# Winter fishing in the Licking River for Smallies...they are there...!



## Bigjaxs (Feb 5, 2011)

Posted using Outdoor Hub Campfire


----------



## Mushijobah (May 4, 2004)

Nice, any tips on bait?


----------



## Bigjaxs (Feb 5, 2011)

I caught my Smallie on a Norman crank char & white, slow retrieve parallel with the rocks


Posted using Outdoor Hub Campfire


----------



## Bruin50 (Dec 26, 2012)

Nice smallie. Was you wading?


----------



## Bigjaxs (Feb 5, 2011)

No wading, just fished off the bank, a nice stretch of rocks where I was at.

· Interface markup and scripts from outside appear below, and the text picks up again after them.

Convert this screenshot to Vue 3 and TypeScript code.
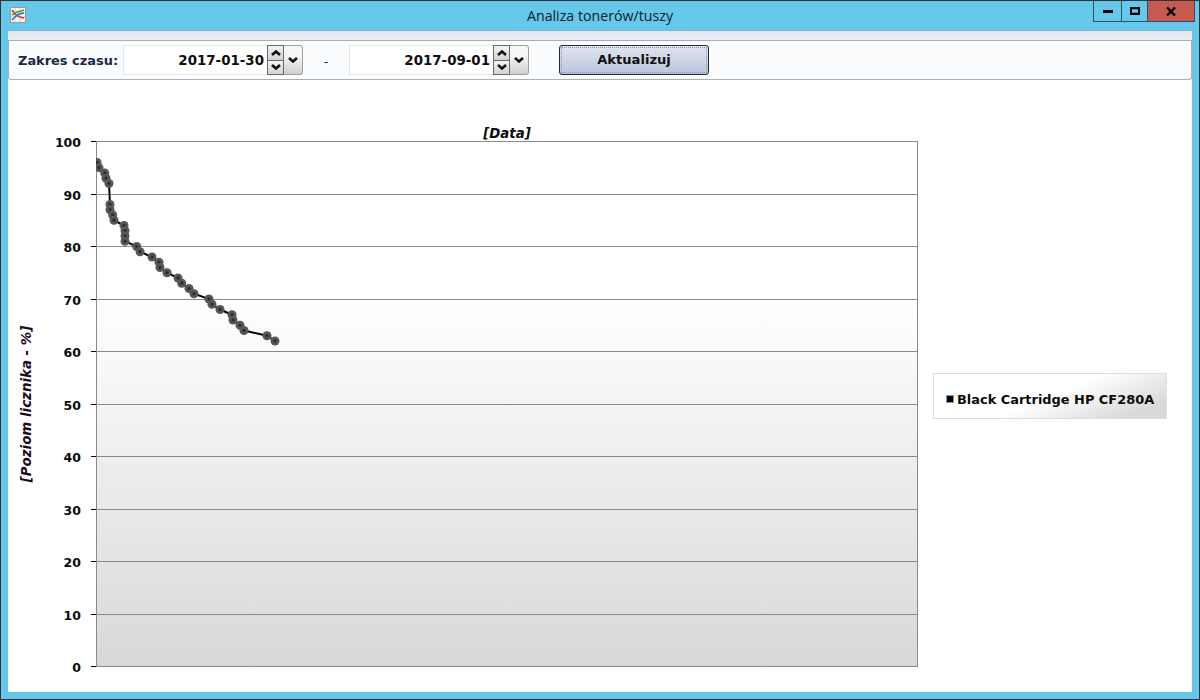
<script setup lang="ts">
const plot = { left: 96, right: 917, top: 141, bottom: 666 }
const ticks = [100, 90, 80, 70, 60, 50, 40, 30, 20, 10, 0]
const yOf = (v: number) => plot.bottom - ((plot.bottom - plot.top) * v) / 100
const gridY = (v: number) => Math.round(yOf(v)) + 0.5

const xs: [number, number][] = [
  [97, 96], [99, 95], [104.7, 94], [106, 93], [109, 92], [110, 88], [110, 87], [112.7, 86], [114, 85],
  [124, 84], [125, 83], [125, 82], [125, 81], [136.7, 80], [140, 79], [152, 78], [159, 77], [160, 76],
  [167, 75], [178, 74], [181.7, 73], [189, 72], [194, 71], [209, 70], [212, 69], [220, 68], [232, 67],
  [233, 66], [240, 65], [244, 64], [267, 63], [275, 62],
]
const points = xs.map(([x, v]) => ({ x, y: yOf(v) + 0.5 }))
const linePoints = points.map((p) => `${p.x},${p.y}`).join(' ')
</script>

<template>
  <div class="window">
    <header class="titlebar">
      <svg class="app-icon" width="16" height="16" viewBox="0 0 16 16">
        <rect x="0.5" y="0.5" width="15" height="15" fill="#f4f4f4" stroke="#9a9a9a" />
        <path d="M5 1v14M10 1v14M1 5h14M1 10h14" stroke="#d0d0d0" stroke-width="1" />
        <path d="M2 3l4 5 4 2 4 1" fill="none" stroke="#c8402c" stroke-width="1.500" />
        <path d="M2 8l5-3 4-1 3-1" fill="none" stroke="#5a9a30" stroke-width="1.500" />
        <path d="M2 13l3-3 4-3 5-1" fill="none" stroke="#2a70c0" stroke-width="1.500" />
      </svg>
      <span class="title">Analiza tonerów/tuszy</span>
      <div class="controls">
        <button class="ctl min" type="button">
          <svg width="10" height="3" viewBox="0 0 10 3"><rect width="10" height="3" fill="#000" /></svg>
        </button>
        <button class="ctl max" type="button">
          <svg width="10" height="8" viewBox="0 0 10 8"><path d="M0 0h10v8H0zM2 2.200v3.600h6V2.200z" fill="#000" fill-rule="evenodd" /></svg>
        </button>
        <button class="ctl close" type="button">
          <svg width="10" height="9" viewBox="0 0 10 9"><path d="M1 .5l8 8M9 .5l-8 8" stroke="#000" stroke-width="2.400" fill="none" /></svg>
        </button>
      </div>
    </header>

    <main class="content">
      <div class="band"></div>
      <div class="toolbar">
        <span class="label">Zakres czasu:</span>

        <div class="date">
          <div class="date-input">2017-01-30</div>
          <div class="spin">
            <span class="spin-btn">
              <svg width="10" height="6" viewBox="0 0 10 6"><path d="M1 5l4-3.500L9 5" fill="none" stroke="#111" stroke-width="2.600" /></svg>
            </span>
            <span class="spin-btn">
              <svg width="10" height="6" viewBox="0 0 10 6"><path d="M1 1l4 3.500L9 1" fill="none" stroke="#111" stroke-width="2.600" /></svg>
            </span>
          </div>
          <div class="drop">
            <svg width="10" height="6" viewBox="0 0 10 6"><path d="M1 1l4 3.500L9 1" fill="none" stroke="#111" stroke-width="2.600" /></svg>
          </div>
        </div>

        <span class="dash">-</span>

        <div class="date">
          <div class="date-input">2017-09-01</div>
          <div class="spin">
            <span class="spin-btn">
              <svg width="10" height="6" viewBox="0 0 10 6"><path d="M1 5l4-3.500L9 5" fill="none" stroke="#111" stroke-width="2.600" /></svg>
            </span>
            <span class="spin-btn">
              <svg width="10" height="6" viewBox="0 0 10 6"><path d="M1 1l4 3.500L9 1" fill="none" stroke="#111" stroke-width="2.600" /></svg>
            </span>
          </div>
          <div class="drop">
            <svg width="10" height="6" viewBox="0 0 10 6"><path d="M1 1l4 3.500L9 1" fill="none" stroke="#111" stroke-width="2.600" /></svg>
          </div>
        </div>

        <button class="update" type="button"><span class="update-inner">Aktualizuj</span></button>
      </div>

      <svg class="chart" width="1184" height="612" viewBox="8 80 1184 612">
        <defs>
          <linearGradient id="plotBg" x1="0" y1="0" x2="0" y2="1">
            <stop offset="0" stop-color="#ffffff" />
            <stop offset="0.3" stop-color="#ffffff" />
            <stop offset="1" stop-color="#d8d8d8" />
          </linearGradient>
          <linearGradient id="legendBg" x1="0" y1="0" x2="1" y2="1" gradientTransform="rotate(-20 .5 .5)">
            <stop offset="0" stop-color="#ffffff" />
            <stop offset="0.5" stop-color="#ffffff" />
            <stop offset="0.85" stop-color="#d9d9d9" />
            <stop offset="1" stop-color="#d9d9d9" />
          </linearGradient>
          <clipPath id="plotClip">
            <rect :x="plot.left" :y="plot.top" :width="plot.right - plot.left" :height="plot.bottom - plot.top" />
          </clipPath>
          <radialGradient id="dot">
            <stop offset="0" stop-color="#1c1c1c" />
            <stop offset="0.25" stop-color="#333" />
            <stop offset="0.5" stop-color="#575757" />
            <stop offset="1" stop-color="#575757" />
          </radialGradient>
        </defs>

        <rect :x="plot.left" :y="plot.top" :width="plot.right - plot.left" :height="plot.bottom - plot.top" fill="url(#plotBg)" />
        <g v-for="t in ticks" :key="t">
          <line :x1="plot.left" :x2="plot.right" :y1="gridY(t)" :y2="gridY(t)" class="grid" />
          <line :x1="plot.left - 5" :x2="plot.left" :y1="gridY(t)" :y2="gridY(t)" class="tick" />
          <text :x="plot.left - 15" :y="gridY(t) + 5.500" class="tick-label" text-anchor="end">{{ t }}</text>
        </g>
        <rect :x="plot.left + 0.5" :y="plot.top + 0.5" :width="plot.right - plot.left" :height="plot.bottom - plot.top" class="plot-frame" />

        <g clip-path="url(#plotClip)">
          <polyline :points="linePoints" class="series" />
          <circle v-for="(p, i) in points" :key="i" :cx="p.x" :cy="p.y" r="4.500" fill="url(#dot)" />
        </g>

        <text x="507" y="138" class="axis-title" text-anchor="middle">[Data]</text>
        <text x="0" y="0" class="axis-title axis-y" text-anchor="middle" transform="translate(31 404) rotate(-90)">[Poziom licznika - %]</text>

        <rect x="933.500" y="373.500" width="233" height="45" fill="url(#legendBg)" stroke="#dedede" />
        <rect x="946.500" y="395.500" width="7" height="7" fill="#000" stroke="#999" />
        <text x="957" y="404" class="legend-text">Black Cartridge HP CF280A</text>
      </svg>
    </main>
  </div>
</template>

<style>
html,
body {
  margin: 0;
  padding: 0;
}
</style>

<style scoped>
.window {
  box-sizing: border-box;
  width: 1200px;
  height: 700px;
  border: 1px solid #333;
  background: #65c8ea;
  display: flex;
  flex-direction: column;
  overflow: hidden;
}
.titlebar {
  flex: none;
  height: 30px;
  display: grid;
  grid-template-columns: 1fr auto 1fr;
  align-items: start;
}
.app-icon {
  margin: 6px 0 0 9px;
}
.title {
  font-family: "Open Sans", sans-serif;
  font-size: 14.200px;
  line-height: 18px;
  margin-top: 6px;
  color: #10202c;
}
.controls {
  justify-self: end;
  margin-right: 4px;
  display: flex;
  height: 21px;
  box-sizing: border-box;
  border: 1px solid #2f4f63;
  border-top: none;
}
.ctl {
  padding: 0;
  height: 20px;
  border: none;
  background: transparent;
  display: flex;
  align-items: center;
  justify-content: center;
}
.min {
  width: 27px;
  border-right: 1px solid #2f4f63;
  box-sizing: content-box;
}
.max {
  width: 25px;
  border-right: 1px solid #2f4f63;
  box-sizing: content-box;
}
.close {
  width: 46px;
  background: #c65a50;
}
.content {
  flex: 1;
  margin: 0 7px 7px;
  background: #fff;
  display: flex;
  flex-direction: column;
  box-shadow: 0 -1px 0 #7fb6cf;
  min-height: 0;
}
.band {
  flex: none;
  height: 9px;
  background: linear-gradient(#e0e5ee, #eaedf4);
  border-bottom: 1px solid #a5afb9;
}
.toolbar {
  flex: none;
  box-sizing: border-box;
  height: 39px;
  padding: 4px 0 0 9px;
  display: flex;
  align-items: flex-start;
  background: #fbfcfe;
  border: 1px solid #a9b0b7;
  border-top: none;
  border-radius: 0 0 3px 3px;
  font-family: "DejaVu Sans", sans-serif;
  font-weight: 700;
  font-size: 13px;
  color: #101010;
}
.label {
  width: 105px;
  line-height: 31px;
  font-size: 12.950px;
  color: #1b2747;
}
.date {
  display: flex;
  height: 30px;
  width: 180px;
}
.date-input {
  box-sizing: border-box;
  width: 144px;
  height: 30px;
  line-height: 29px;
  text-align: right;
  padding-right: 3px;
  background: #fff;
  border: 1px solid #e3e7ec;
  border-right: none;
  font-size: 13.400px;
}
.spin {
  box-sizing: border-box;
  width: 17px;
  height: 30px;
  border: 1px solid #6a6a6a;
  display: flex;
  flex-direction: column;
  background: #6a6a6a;
  gap: 1px;
}
.spin-btn {
  flex: 1;
  display: flex;
  align-items: center;
  justify-content: center;
  background: linear-gradient(#f4f4f4, #d2d2d2);
}
.drop {
  box-sizing: border-box;
  width: 19px;
  height: 30px;
  border: 1px solid #a0a0a0;
  border-left: none;
  border-radius: 0 3px 3px 0;
  background: linear-gradient(#f6f6f6 35%, #cfcfcf);
  display: flex;
  align-items: center;
  justify-content: center;
}
.dash {
  width: 46px;
  text-align: center;
  line-height: 33px;
  font-weight: 400;
  color: #123f52;
}
.update {
  margin-left: 30px;
  box-sizing: border-box;
  width: 150px;
  height: 30px;
  padding: 1px;
  border: 1px solid #23282f;
  border-radius: 3px;
  background: linear-gradient(#e0e6f0, #b8c5da);
  font: inherit;
  font-size: 13.100px;
  color: #101010;
}
.update-inner {
  box-sizing: border-box;
  display: block;
  height: 100%;
  line-height: 24px;
  border: 1px dotted #8d96a6;
}
.chart {
  display: block;
  flex: none;
}
.grid {
  stroke: #8a8a8a;
  stroke-width: 1;
}
.tick {
  stroke: #000;
  stroke-width: 1;
}
.plot-frame {
  fill: none;
  stroke: #8a8a8a;
  stroke-width: 1;
}
.series {
  fill: none;
  stroke: #000;
  stroke-width: 2;
}
.tick-label,
.legend-text,
.axis-title {
  font-family: "DejaVu Sans", sans-serif;
  font-weight: 700;
  fill: #0c0c0c;
}
.tick-label {
  font-size: 12.500px;
}
.legend-text {
  font-size: 12.930px;
}
.axis-title {
  font-size: 13.300px;
  font-style: italic;
}
.axis-y {
  font-size: 13.400px;
  fill: #1c0a24;
}
</style>
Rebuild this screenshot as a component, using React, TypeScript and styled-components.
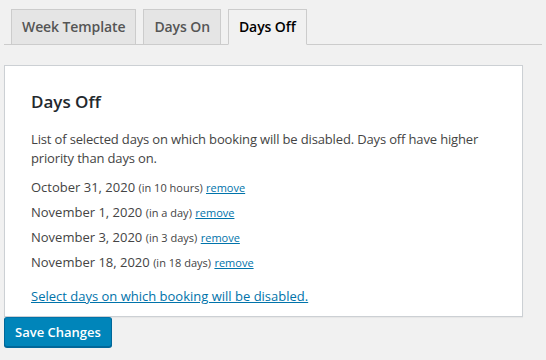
import styled, { createGlobalStyle } from 'styled-components'

const GlobalStyle = createGlobalStyle`
  html, body {
    margin: 0;
    padding: 0;
    background: #f1f1f1;
  }
  body {
    font-family: "Open Sans", "Liberation Sans", Arial, sans-serif;
    font-size: 13px;
    color: #444;
  }
`

const tabs = ['Week Template', 'Days On', 'Days Off']

const days = [
  { date: 'October 31, 2020', rel: '(in 10 hours)' },
  { date: 'November 1, 2020', rel: '(in a day)' },
  { date: 'November 3, 2020', rel: '(in 3 days)' },
  { date: 'November 18, 2020', rel: '(in 18 days)' },
]

export default function App() {
  return (
    <Page>
      <GlobalStyle />
      <TabBar>
        {tabs.map((t) => (
          <Tab key={t} $active={t === 'Days Off'}>
            {t}
          </Tab>
        ))}
      </TabBar>
      <Panel>
        <Heading>Days Off</Heading>
        <Intro>
          List of selected days on which booking will be disabled. Days off
          have higher priority than days on.
        </Intro>
        <DayList>
          {days.map((d) => (
            <DayRow key={d.date}>
              {d.date} <Rel>{d.rel}</Rel> <Link href="#">remove</Link>
            </DayRow>
          ))}
        </DayList>
        <SelectLink href="#">Select days on which booking will be disabled.</SelectLink>
      </Panel>
      <SaveButton>Save Changes</SaveButton>
    </Page>
  )
}

const Page = styled.div`
  padding: 0 0 0 4px;
  width: 542px;
  height: 360px;
  box-sizing: border-box;
`

const TabBar = styled.div`
  display: flex;
  align-items: flex-end;
  padding-top: 9px;
  border-bottom: 1px solid #ccc;
  margin-bottom: 20px;
`

const Tab = styled.div<{ $active?: boolean }>`
  margin-left: 7px;
  margin-bottom: -1px;
  padding: 5px 10px;
  font-size: 14px;
  line-height: 24px;
  font-weight: 600;
  letter-spacing: -0.1px;
  border: 1px solid #ccc;
  border-bottom: 1px solid ${(p) => (p.$active ? '#f1f1f1' : '#ccc')};
  background: ${(p) => (p.$active ? '#f1f1f1' : '#e5e5e5')};
  color: ${(p) => (p.$active ? '#000' : '#555')};
`

const Panel = styled.div`
  width: 519px;
  box-sizing: border-box;
  background: #fff;
  border: 1px solid #ccd0d4;
  box-shadow: 0 1px 1px rgba(0, 0, 0, 0.04);
  padding: 22px 26px 10px;
`

const Heading = styled.h2`
  margin: 0 0 14px;
  font-size: 17px;
  font-weight: 600;
  color: #23282d;
  line-height: 28px;
`

const Intro = styled.p`
  margin: 0 0 7px;
  line-height: 19px;
  letter-spacing: -0.15px;
`

const DayList = styled.div`
  display: flex;
  flex-direction: column;
  margin-bottom: 12px;
`

const DayRow = styled.div`
  line-height: 25px;
`

const Rel = styled.span`
  font-size: 11px;
`

const Link = styled.a`
  font-size: 11px;
  color: #0073aa;
  text-decoration: underline;
`

const SelectLink = styled.a`
  display: inline-block;
  color: #0073aa;
  text-decoration: underline;
  line-height: 19px;
`

const SaveButton = styled.button`
  display: block;
  height: 30px;
  padding: 0 10px;
  font-family: inherit;
  font-size: 13px;
  font-weight: 600;
  color: #fff;
  background: #0085ba;
  border: 1px solid #0073aa;
  border-color: #0073aa #006799 #006799;
  border-radius: 3px;
  box-shadow: 0 1px 0 #006799;
  cursor: pointer;
`
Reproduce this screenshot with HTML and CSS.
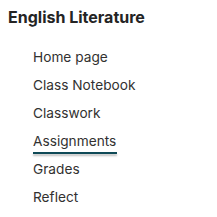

Posted using Outdoor Hub Campfire


----------



## streamstalker (Jul 8, 2005)

Bigjaxs said:


> No wading, just fished off the bank, a nice stretch of rocks where I was at.
> 
> 
> Posted using Outdoor Hub Campfire


Nice deep water there in BHG. Good place for winter fishing.


----------



## Bigjaxs (Feb 5, 2011)

BHG ? Not familiar 


Posted using Outdoor Hub Campfire


----------



## gerb (Apr 13, 2010)

im assuming blackhand gorge?


----------



## Bigjaxs (Feb 5, 2011)

Yes your prob right, never thought of that. That's a great stretch of water, from staddens bridge down. We caught a couple 17in Smallies within that stretch last year, I'm still lookn for that fish Ohio out of a river, and I'm sure there is one in the licking river, I have no doubt !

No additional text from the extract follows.